Online fashion retailer Asos has just announced bumper sales figures. Image courtesy of rgbstock/Robert Linder.
The UK’s high street shops may have experienced a boost during the Queen's Jubilee but while online fashion retailer Asos
has announced bumper sales figures, high street veteran Marks & Spencer's
(M&S) non-food sales are dwindling.
A recent survey conducted by the British Retail Consortium
(BRC) revealed that 'like for like' retail sales in the UK jumped 1.4 percent in June against a 0.6 percent fall a year ago as the Queen’s Jubilee celebrations drove shoppers onto the high street
However, yesterday (July 10) Asos cast its ‘bricks and mortar’ competitors aside, posting a 31 percent rise in first quarter sales.
Asos offers desirable and competitively priced fashion targeted primarily at women between the ages of 16 and 34 solely through its online store
Its UK sales rose by almost 8 percent to £48 million in the three months to June 30, a steady increase despite the economic pressures affecting many British consumers
Moreover, the group’s focus on international expansion
was validated as retail sales in the US soared to 83 percent, sales in the European Union climbed to 27 percent and sales throughout the rest of the world were up 61 percent. As a result, international sales now represent 65 percent of Asos’ total sales, an increase of 57 percent on last year.
Nick Robertson, chief executive officer, said: “We remain positive in our outlook, and continue to trade in line with expectations.”
Meanwhile, Marks and Spencer announced that its UK ‘like for like’ sales had fallen 2.8 percent in the 13 weeks to June 30, with food up 0.6 percent but general merchandise or non-food slumping 6.8 percent. Total group sales fell 0.7 percent.
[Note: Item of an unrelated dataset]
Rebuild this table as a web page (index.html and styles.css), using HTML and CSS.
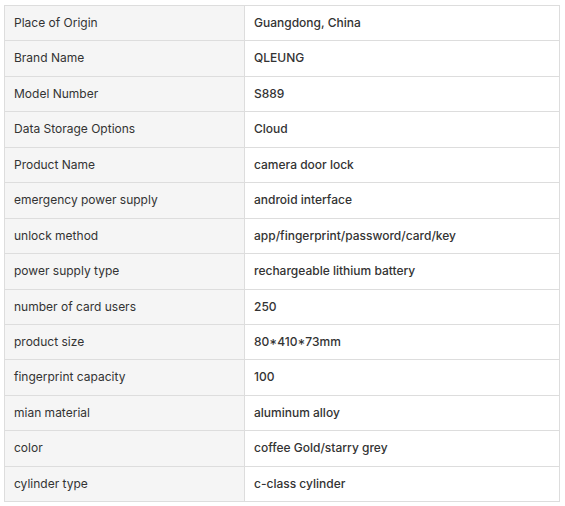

While strong competition from other high street retailers, reported issues with inadequate ordering of stock as well as the recent bad weather could be partly to blame, the news has sparked concerns that M&S is losing its grip on the women’s clothing market and heaped pressure on chief executive Marc Bolland.
Bolland said: “General merchandise underperformed in a difficult trading season. We are confident we are taking the necessary steps to address this."
The response by M&S has been a management shake-up which includes the departure of its head of general merchandise, Kate Bostock to be replaced by John Dixon, the head of its food business.
While women’s fashion sales are only one aspect of Marks & Spencer’s business, following the announcement its share prices took a noticeable hit. Although, there is optimism within the financial markets that the company’s bias towards older demographics and more prosperous socio-economic groups will ensure its resilience despite a difficult retail environment.
It is important to note that much of the significant growth in sales experienced by Asos has been achieved in international markets, while the vast majority of Marks & Spencer's sales come from the UK.